Kernel printing: hard to tell where loops start and end
E.g. when printing out test_rob_stroud_bernstein_full
one gets the following. From the output, it's hard to tell at a glance that every instruction belongs to el_inner
:
---------------------------------------------------------------------------
KERNEL: loopy_kernel
---------------------------------------------------------------------------
ARGUMENTS:
coeffs: GlobalArg, type: <runtime>, shape: unknown
nels: ValueArg, type: <runtime>
qpts: GlobalArg, type: <runtime>, shape: (2, 7), dim_tags: (N1:stride:7, N0:stride:1)
result: GlobalArg, type: <runtime>, shape: (nels, 7, 7), dim_tags: (N2:stride:49, N1:stride:7, N0:stride:1)
---------------------------------------------------------------------------
DOMAINS:
[nels] -> { [i2, alpha1, alpha2, i1_2, alpha1_2, i2_2, el_inner, el_outer_outer, el_outer_inner] : 0 <= i2 <= 6 and 0 <= alpha1 <= 4 and 0 <= alpha2 <= 4 - alpha1 and 0 <= i1_2 <= 6 and 0 <= alpha1_2 <= 4 and 0 <= i2_2 <= 6 and 0 <= el_inner <= 15 and 0 <= el_outer_inner <= 1 and -el_inner - 32el_outer_outer <= 16el_outer_inner < nels - el_inner - 32el_outer_outer }
---------------------------------------------------------------------------
INAME IMPLEMENTATION TAGS:
alpha1: unr
alpha1_2: None
alpha2: unr
el_inner: l.0
el_outer_inner: ilp.unr
el_outer_outer: g.0
i1_2: None
i2: l.1
i2_2: None
---------------------------------------------------------------------------
TEMPORARIES:
aind: type: <auto>, shape: () scope:auto
r: type: <auto>, shape: () scope:auto
r2: type: <auto>, shape: () scope:auto
s: type: <auto>, shape: () scope:auto
s2: type: <auto>, shape: () scope:auto
tmp: type: <auto>, shape: (5, 7), dim_tags: (N1:stride:7, N0:stride:1) scope:auto
w: type: <auto>, shape: () scope:auto
w2: type: <auto>, shape: () scope:auto
xi: type: <auto>, shape: () scope:auto
xi2: type: <auto>, shape: () scope:auto
---------------------------------------------------------------------------
INSTRUCTIONS:
↱↱ [el_inner,el_outer_inner,el_outer_outer,i2]

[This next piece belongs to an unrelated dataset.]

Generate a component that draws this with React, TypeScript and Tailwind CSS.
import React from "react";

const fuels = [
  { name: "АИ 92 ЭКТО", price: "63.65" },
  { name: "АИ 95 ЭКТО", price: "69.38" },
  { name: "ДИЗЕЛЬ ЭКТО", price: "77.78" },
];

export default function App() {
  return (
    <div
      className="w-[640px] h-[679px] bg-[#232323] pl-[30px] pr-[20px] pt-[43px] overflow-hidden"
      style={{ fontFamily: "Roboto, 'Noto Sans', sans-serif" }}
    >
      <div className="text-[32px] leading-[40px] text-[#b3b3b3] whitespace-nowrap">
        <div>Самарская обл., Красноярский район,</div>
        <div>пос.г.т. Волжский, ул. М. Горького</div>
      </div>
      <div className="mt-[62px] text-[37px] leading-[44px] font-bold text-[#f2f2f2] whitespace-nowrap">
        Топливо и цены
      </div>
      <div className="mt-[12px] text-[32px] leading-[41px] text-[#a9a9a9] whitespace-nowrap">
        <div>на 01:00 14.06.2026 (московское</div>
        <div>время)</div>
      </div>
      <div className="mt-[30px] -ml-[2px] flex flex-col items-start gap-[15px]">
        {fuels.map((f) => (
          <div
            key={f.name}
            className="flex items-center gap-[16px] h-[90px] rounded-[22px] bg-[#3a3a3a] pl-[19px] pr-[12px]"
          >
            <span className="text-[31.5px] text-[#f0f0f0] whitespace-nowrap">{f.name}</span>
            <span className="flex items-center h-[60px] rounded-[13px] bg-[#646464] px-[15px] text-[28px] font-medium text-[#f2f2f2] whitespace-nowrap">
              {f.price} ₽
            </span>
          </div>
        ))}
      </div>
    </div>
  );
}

││ xi <- qpts[1, i2] # insn
└│↱↱ [el_inner,el_outer_inner,el_outer_outer,i2]
│││ s <- 1 + (-1)*xi # insn_0
↱└└│ [el_inner,el_outer_inner,el_outer_outer,i2]
│ │ r <- xi / s # insn_1
│↱ │ [el_inner,el_outer_inner,el_outer_outer,i2]

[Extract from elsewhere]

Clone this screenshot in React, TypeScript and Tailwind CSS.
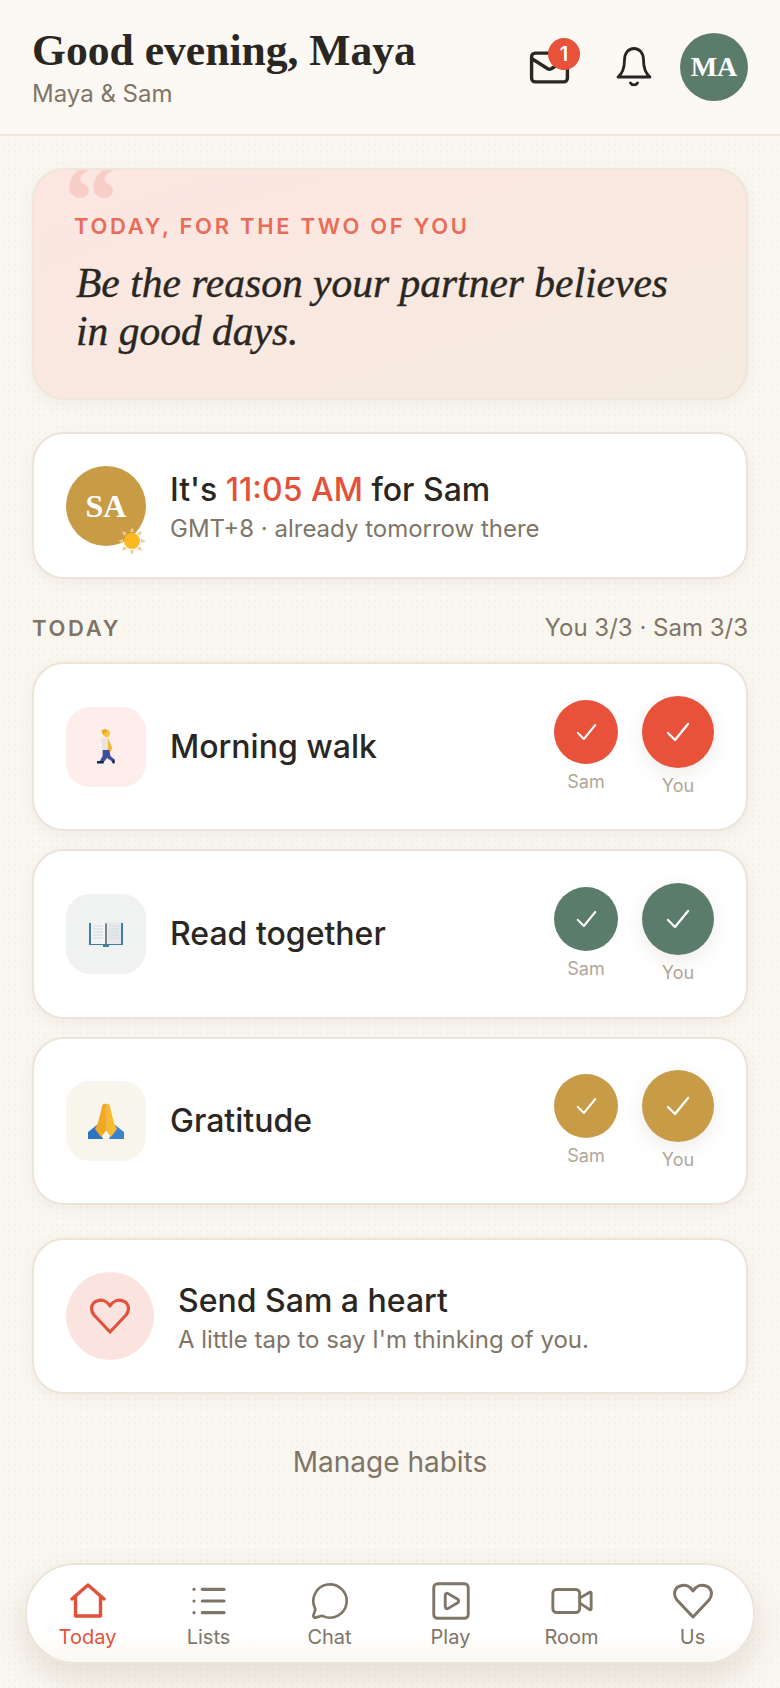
import { List, Mail, MessageCircle, SquarePlay, Video } from "lucide-react";
import type { ReactNode } from "react";

const serif = "font-['Liberation_Serif',serif]";

function Walker() {
  return (
    <svg width="18" height="35" viewBox="0 0 16 35" preserveAspectRatio="none">
      <path d="M5 4 C5 1 8 0 10 1 C12 2 12 6 10 8 C8 9 5 7 5 4 Z" fill="#f5c33b" />
      <path d="M4 1 L8 0 L9 3 L5 5 Z" fill="#e8a91f" />
      <path d="M4 9 H10 L11 21 H5 Z" fill="#e9e5d8" />
      <path d="M10 9 L13.5 19 L12 23 L9.5 21 Z" fill="#f0b93a" />
      <path d="M5 21 H11 L12 27 L16 31 L14 33 L9 29 L6 33 H2 L5 27 Z" fill="#3c4f9c" />
      <path d="M0 32 H6 V34.5 H0 Z" fill="#1d2550" />
      <path d="M13 33 L15 30 L16 33 L15 35 Z" fill="#1d2550" />
    </svg>
  );
}

function BookIcon() {
  return (
    <svg width="34" height="27" viewBox="0 0 34 27">
      <path d="M0 2 H34 V24 H20 V26 H14 V24 H0 Z" fill="#3f7ea3" />
      <path d="M2 1 H15 L17 3 V23 H2 Z" fill="#f1f3f4" />
      <path d="M32 1 H19 L17 3 V23 H32 Z" fill="#e6eaec" />
      <path d="M16.2 3 H17.8 V24 H16.2 Z" fill="#5d6a72" />
      <path d="M4 5 H14 M4 8 H14 M4 11 H14 M4 14 H14 M4 17 H14 M20 5 H30 M20 8 H30 M20 11 H30 M20 14 H30 M20 17 H30" stroke="#d3d9dc" strokeWidth="1" />
    </svg>
  );
}

function PrayIcon() {
  return (
    <svg width="36" height="36" viewBox="0 0 36 36">
      <path d="M0 36 V29 L9 22 L15 36 Z" fill="#2f74c0" />
      <path d="M36 36 V29 L27 22 L21 36 Z" fill="#3b82cc" />
      <path d="M17.5 1 C15 0 14 2 13.5 6 L10 20 L7 26 L13 34 L17.5 28 Z" fill="#f2a81f" />
      <path d="M18.5 1 C21 0 22 2 22.5 6 L26 20 L29 26 L23 34 L18.5 28 Z" fill="#f7bb2e" />
      <path d="M18 1 V28" stroke="#d98f16" strokeWidth="1" />
    </svg>
  );
}

function SunIcon() {
  return (
    <svg width="28" height="28" viewBox="0 0 28 28">
      <path
        d="M14 0 L16 5 H12 Z M14 28 L12 23 H16 Z M0 14 L5 12 V16 Z M28 14 L23 16 V12 Z M4 4 L9 6 L6 9 Z M24 24 L19 22 L22 19 Z M4 24 L6 19 L9 22 Z M24 4 L22 9 L19 6 Z"
        fill="#f9c58a"
      />
      <circle cx="14" cy="14" r="8" fill="#fbb91f" />
    </svg>
  );
}

function BellIcon() {
  return (
    <svg width="36" height="40" viewBox="0 0 36 40" fill="none" stroke="#262320" strokeWidth="2.8" strokeLinejoin="round" strokeLinecap="round">
      <path d="M2 30 C7 26 8.5 20 8.5 13 C8.5 6 12.5 1.5 18 1.5 C23.5 1.5 27.5 6 27.5 13 C27.5 20 29 26 34 30 Z" />
      <path d="M14.5 36 C16 38.5 20 38.5 21.5 36" />
    </svg>
  );
}

function HomeIcon() {
  return (
    <svg width="36" height="36" viewBox="0 0 36 36" fill="none" stroke="#e4513a" strokeWidth="3.4" strokeLinejoin="round" strokeLinecap="round">
      <path d="M2 16 L18 2 L34 16" />
      <path d="M5.5 14 V33 H30.5 V14" />
    </svg>
  );
}

function HeartIcon({ size, color, width }: { size: number; color: string; width: number }) {
  return (
    <svg width={size} height={size} viewBox="0 0 40 36" fill="none" stroke={color} strokeWidth={width} strokeLinejoin="round">
      <path d="M20 34 L4 17 C0 12 1 5 7 3 C12 1 17 3 20 8 C23 3 28 1 33 3 C39 5 40 12 36 17 Z" />
    </svg>
  );
}

function CheckMark({ big }: { big?: boolean }) {
  return (
    <svg width={big ? 24 : 21} height={big ? 20 : 18} viewBox="0 0 24 20" fill="none" stroke="white" strokeWidth="2.3" strokeLinecap="round" strokeLinejoin="round">
      <path d="M2 11 L9 18 L22 2" />
    </svg>
  );
}

function Card({ children, className }: { children: ReactNode; className: string }) {
  return (
    <div className={`flex items-center rounded-[32px] border-2 border-[#ece4d8] bg-white shadow-[0_4px_16px_rgba(90,70,40,0.06)] ${className}`}>
      {children}
    </div>
  );
}

function Tick({ who, color, big }: { who: string; color: string; big?: boolean }) {
  return (
    <div className="flex flex-col items-center">
      <div
        className={`flex items-center justify-center rounded-full ${big ? "h-[72px] w-[72px] shadow-[0_6px_20px_rgba(90,70,40,0.10)]" : "h-16 w-16"}`}
        style={{ backgroundColor: color }}
      >
        <CheckMark big={big} />
      </div>
      <span className="mt-[6px] text-[18px] leading-6 text-[#b0a797]">{who}</span>
    </div>
  );
}

const habits = [
  { name: "Morning walk", icon: <Walker />, tint: "bg-[#fdeeec]", color: "#e8513a", h: "h-[169px]" },
  { name: "Read together", icon: <BookIcon />, tint: "bg-[#f0f2f1]", color: "#5b7c6b", h: "h-[170px]" },
  { name: "Gratitude", icon: <PrayIcon />, tint: "bg-[#f8f5ec]", color: "#c89b47", h: "h-[168px]" },
];

const tabs = [
  { label: "Today", icon: <HomeIcon />, active: true },
  { label: "Lists", icon: <List size={40} strokeWidth={1.9} /> },
  { label: "Chat", icon: <MessageCircle size={40} strokeWidth={1.6} /> },
  { label: "Play", icon: <SquarePlay size={46} strokeWidth={1.5} /> },
  { label: "Room", icon: <Video size={46} strokeWidth={1.5} /> },
  { label: "Us", icon: <HeartIcon size={40} color="#7f7567" width={3} /> },
];

export default function App() {
  return (
    <div className="flex h-[1688px] w-[780px] flex-col overflow-hidden bg-[#faf7f1] font-['Inter',sans-serif] text-[#2a2622]">
      <header className="flex h-[136px] shrink-0 items-center justify-between border-b-2 border-[#f0e8dc] bg-[#fcf9f4] px-8">
        <div>
          <h1 className={`${serif} text-[43.6px] leading-[50px] font-bold`}>Good evening, Maya</h1>
          <p className="mt-[3px] text-[24px] leading-8 text-[#7f7567]">Maya &amp; Sam</p>
        </div>
        <div className="flex items-center">
          <div className="relative mr-[45px]">
            <Mail size={43} strokeWidth={1.9} />
            <span className="absolute -right-[9px] -top-2 flex h-8 w-8 items-center justify-center rounded-full bg-[#e8513a] text-[20px] font-semibold text-white">1</span>
          </div>
          <div className="mr-7"><BellIcon /></div>
          <div className={`${serif} flex h-[68px] w-[68px] items-center justify-center rounded-full bg-[#5b7c6b] text-[28px] font-bold text-white`}>MA</div>
        </div>
      </header>

      <main className="flex flex-1 flex-col bg-[radial-gradient(#f6f2ea_1px,transparent_1px)] bg-[length:6px_6px] px-8 pt-8">
        <div className="relative h-[232px] shrink-0 overflow-hidden rounded-[32px] border-2 border-[#efe5d9] bg-gradient-to-br from-[#fce6e1] to-[#f5ebe0] pl-10 pt-[42px] shadow-[0_4px_16px_rgba(90,70,40,0.06)]">
          <span className={`${serif} absolute left-[30px] -top-[24px] text-[110px] leading-[110px] font-bold text-[#f8cfc8]`}>“</span>
          <p className="relative text-[22px] leading-7 font-semibold tracking-[0.122em] text-[#ea6c58]">TODAY, FOR THE TWO OF YOU</p>
          <p className={`${serif} relative ml-[2px] mt-[19px] text-[41.5px] leading-[48px] font-medium italic [-webkit-text-stroke:0.4px_#2a2622]`}>
            Be the reason your partner believes
            <br />
            in good days.
          </p>
        </div>

        <Card className="mt-8 h-[147px] shrink-0 pl-8">
          <div className="relative shrink-0">
            <div className={`${serif} flex h-20 w-20 items-center justify-center rounded-full bg-[#c89b47] text-[32px] font-bold text-white`}>SA</div>
            <span className="absolute -bottom-[9px] right-0"><SunIcon /></span>
          </div>
          <div className="ml-6 pt-1">
            <p className="text-[32px] leading-10 font-medium">
              It's <span className="text-[#e4513a]">11:05 AM</span> for Sam
            </p>
            <p className="mt-[3px] text-[24px] leading-8 text-[#7f7567]">GMT+8 · already tomorrow there</p>
          </div>
        </Card>

        <div className="mt-[33px] flex h-8 shrink-0 items-center justify-between">
          <span className="text-[22px] font-semibold tracking-[0.12em] text-[#7f7567]">TODAY</span>
          <span className="text-[24px] text-[#7f7567]">You 3/3 · Sam 3/3</span>
        </div>

        <div className="mt-[18px] flex shrink-0 flex-col gap-[18px]">
          {habits.map((habit) => (
            <Card key={habit.name} className={`${habit.h} px-8`}>
              <div className={`flex h-20 w-20 shrink-0 items-center justify-center rounded-[24px] ${habit.tint}`}>{habit.icon}</div>
              <span className="ml-6 flex-1 text-[32px] font-medium">{habit.name}</span>
              <div className="flex items-start gap-6">
                <div className="pt-1"><Tick who="Sam" color={habit.color} /></div>
                <Tick who="You" color={habit.color} big />
              </div>
            </Card>
          ))}
        </div>

        <Card className="mt-[33px] h-[156px] shrink-0 pl-8">
          <div className="flex h-[88px] w-[88px] shrink-0 items-center justify-center rounded-full bg-[#fbe4df]">
            <HeartIcon size={40} color="#e4513a" width={3.2} />
          </div>
          <div className="ml-6 pt-1">
            <p className="text-[32px] leading-10 font-medium">Send Sam a heart</p>
            <p className="mt-[3px] text-[24px] leading-8 text-[#7f7567]">A little tap to say I'm thinking of you.</p>
          </div>
        </Card>

        <p className="mt-[47px] text-center text-[28px] text-[#7f7567]">Manage habits</p>

        <nav className="mt-auto mb-6 -mx-[7px] flex h-[101px] shrink-0 items-start rounded-[50px] border-2 border-[#ece4d8] bg-gradient-to-b from-white from-70% to-[#fbf8f3] pt-4 shadow-[0_14px_32px_rgba(90,70,40,0.14)]">
          {tabs.map((tab) => (
            <div key={tab.label} className={`flex flex-1 flex-col items-center ${tab.active ? "text-[#e4513a]" : "text-[#7f7567]"}`}>
              <div className="flex h-10 items-center justify-center">{tab.icon}</div>
              <span className="mt-[2px] text-[20px] leading-7">{tab.label}</span>
            </div>
          ))}
        </nav>
      </main>
    </div>
  );
}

││ │ aind <- 0 # aind_init
││↱└ [alpha1,el_inner,el_outer_inner,el_outer_outer,i2]
│││ w <- s**(4 + (-1)*alpha1) # init_w
│││↱↱↱ [alpha1,el_inner,el_outer_inner,el_outer_outer,i2]
││││││ tmp[alpha1, i2] <- tmp[alpha1, i2] + w*coeffs[aind] # write_tmp
└│└└││↱[alpha1,alpha2,el_inner,el_outer_inner,el_outer_outer,i2]
│ │││ w <- w*r*(4 + (-1)*alpha1 + (-1)*alpha2) / (1 + alpha2) # update_w
↱└ └│└[alpha1,alpha2,el_inner,el_outer_inner,el_outer_outer,i2]
│ │ aind <- aind + 1 # aind_incr
└↱↱ │ [el_inner,el_outer_inner,el_outer_outer,i1_2]
││ │ xi2 <- qpts[0, i1_2] # insn_2
↱└│↱ │ [el_inner,el_outer_inner,el_outer_outer,i1_2]
│ ││ │ s2 <- 1 + (-1)*xi2 # insn_3
└↱└│ │ [el_inner,el_outer_inner,el_outer_outer,i1_2]
│ │ │ r2 <- xi2 / s2 # insn_4
│ └ │ [el_inner,el_outer_inner,el_outer_outer,i1_2]
│ │ w2 <- s2**4 # insn_5
│ └ [alpha1_2,el_inner,el_outer_inner,el_outer_outer,i1_2,i2_2]
│ result[el_inner + (el_outer_inner + el_outer_outer*2)*16, i1_2, i2_2] <- result[el_inner + (el_outer_inner + el_outer_outer*2)*16, i1_2, i2_2] + w2*tmp[alpha1_2, i2_2] # insn_6
└ [alpha1_2,el_inner,el_outer_inner,el_outer_outer,i1_2]
w2 <- w2*r2*(4 + (-1)*alpha1_2) / (1 + alpha1_2) # insn_7
---------------------------------------------------------------------------
There are two ways of going about this (that I can think of):
- infer as much of a nesting order as we can at this stage, and always print out inames in the nesting order
- use a different color for each iname in the list
I am inclined to go with (1), although there is still the potential confusion that if there are multiple nesting orders the scheduler may pick a different one. Perhaps a different visual indicator to indicate that the nesting order is ambiguous, such as surrounding equivalently-nested inames in {}?